Tip: For small restaurants with little IT staff, choose an immutable distro plus push‑button provisioning (PXE or USB image) so restoring a terminal to a known good state takes under 10 minutes.
Integrations: printers, scanners, accounting, delivery
Integration points make or break operations. On Linux, these are straightforward if you design for standard protocols:
- Receipt / kitchen printers — Use CUPS and ESC/POS drivers, or direct USB/serial printing for reliability. Design print jobs to fallback to local caching when the network is down.
- Kitchen displays — KDS clients subscribe to order topics via MQTT or WebSocket and render with a tiny browser UI. Use WebRTC or local signaling for audio alerts.
- Inventory & accounting — Push transactions to accounting systems (Ledger, QuickBooks via API) asynchronously; reconcile on a scheduled job to avoid blocking the POS.
- Delivery & ordering platforms — Use middleware that normalizes webhooks into your internal order bus so menus and modifiers sync cleanly.

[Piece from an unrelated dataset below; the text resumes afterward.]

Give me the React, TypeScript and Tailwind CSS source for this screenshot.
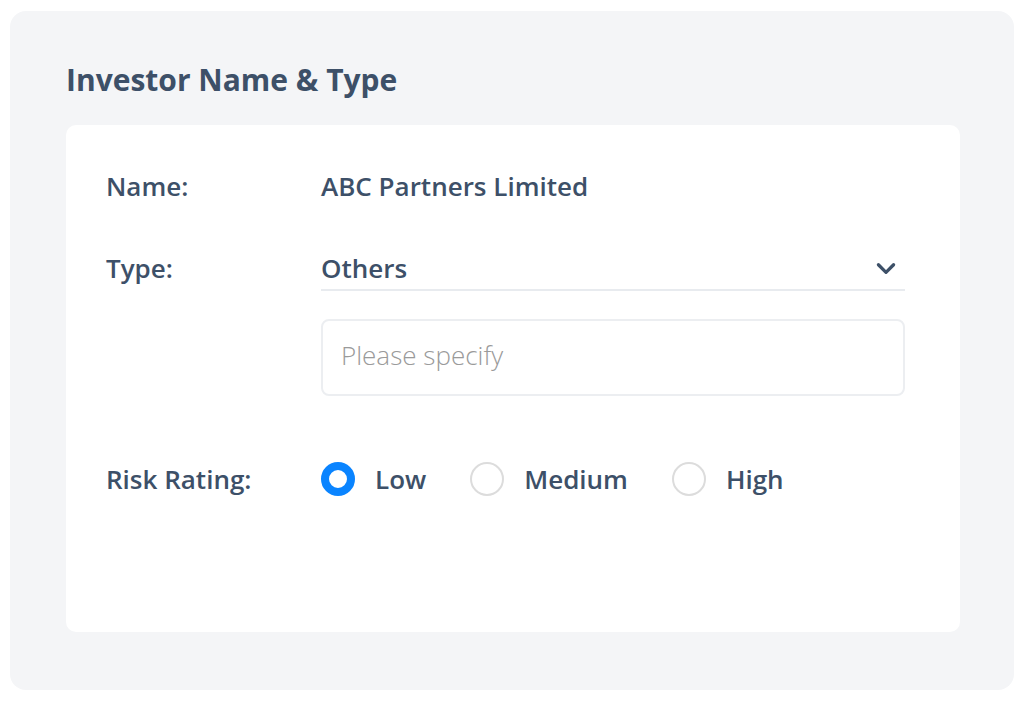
import { useState } from 'react';

const font = { fontFamily: '"Open Sans", Lato, sans-serif' };

function Radio({ label, checked, onClick }: { label: string; checked: boolean; onClick: () => void }) {
  return (
    <button type="button" onClick={onClick} className="flex items-center gap-[20px]">
      {checked ? (
        <span className="w-[34px] h-[34px] rounded-full border-[8px] border-[#0a84ff] bg-white" />
      ) : (
        <span className="w-[34px] h-[34px] rounded-full border-2 border-[#dcdcdc] bg-white" />
      )}
      <span className="text-[26px] font-semibold text-[#3d5068]">{label}</span>
    </button>
  );
}

export default function App() {
  const [risk, setRisk] = useState('Low');

  return (
    <div className="w-[1024px] h-[702px] bg-white pt-[11px] pl-[10px]" style={font}>
      <div className="w-[1004px] h-[679px] bg-[#f4f5f7] rounded-[16px] pl-[56px] pr-[54px] pt-[49px]">
        <h1 className="text-[30px] leading-[40px] font-bold text-[#3d5068]">
          Investor Name &amp; Type
        </h1>
        <div className="mt-[25px] h-[507px] bg-white rounded-[10px] pl-[40px] pr-[55px] pt-[43px]">
          <div className="flex items-center h-[36px]">
            <span className="w-[215px] text-[26px] font-semibold text-[#3d5068]">Name:</span>
            <span className="text-[26px] font-semibold text-[#3d5068]">ABC Partners Limited</span>
          </div>

          <div className="flex mt-[46px]">
            <span className="w-[215px] h-[36px] flex items-center text-[26px] font-semibold text-[#3d5068]">
              Type:
            </span>
            <div className="flex-1">
              <div className="flex items-center justify-between h-[36px] border-b-2 border-[#e8ebef] pb-[3px] box-content">
                <span className="text-[26px] font-semibold text-[#3d5068]">Others</span>
                <svg width="26" height="26" viewBox="0 0 24 24" className="mr-[6px]">
                  <path d="M5 9l7 7 7-7" fill="none" stroke="#3d5068" strokeWidth="3" strokeLinecap="round" strokeLinejoin="round" />
                </svg>
              </div>
              <input
                placeholder="Please specify"
                className="mt-[28px] w-full h-[77px] border-2 border-[#eceef1] rounded-[8px] pl-[18px] pr-[19px] pb-[6px] text-[26px] font-light text-[#3d5068] placeholder:text-[#9a9a9a] outline-none"
              />
            </div>
          </div>

          <div className="flex items-center mt-[65px] h-[36px]">
            <span className="w-[215px] text-[26px] font-semibold text-[#3d5068]">Risk Rating:</span>
            <div className="flex items-center gap-[44px]">
              {['Low', 'Medium', 'High'].map((r) => (
                <Radio key={r} label={r} checked={risk === r} onClick={() => setRisk(r)} />
              ))}
            </div>
          </div>
        </div>
      </div>
    </div>
  );
}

Two operator case studies (realistic, repeatable)
Case study A — Neighborhood cafe cuts costs and speeds up service
Background: A 40‑seat cafe used aging Windows tablets for POS and a cloud KDS. Staff complained about slow load times and frequent freezes.
Solution: The cafe migrated to Raspberry Pi 4/5 units running a Debian‑based minimal image with Xfce, Chromium in kiosk mode, and an open‑source web POS hosted on a local NUC. Kitchen displays were Raspberry Pi Zero 2 W running a tiny WebSocket KDS client. Payments were handled via a certified P2PE terminal.
Outcome: Boot time dropped from 90s to 8s, order latency improved to <500ms, monthly licensing and hardware replacement costs fell by 40%, and the owner regained control of menu updates through a simple git‑driven deploy pipeline.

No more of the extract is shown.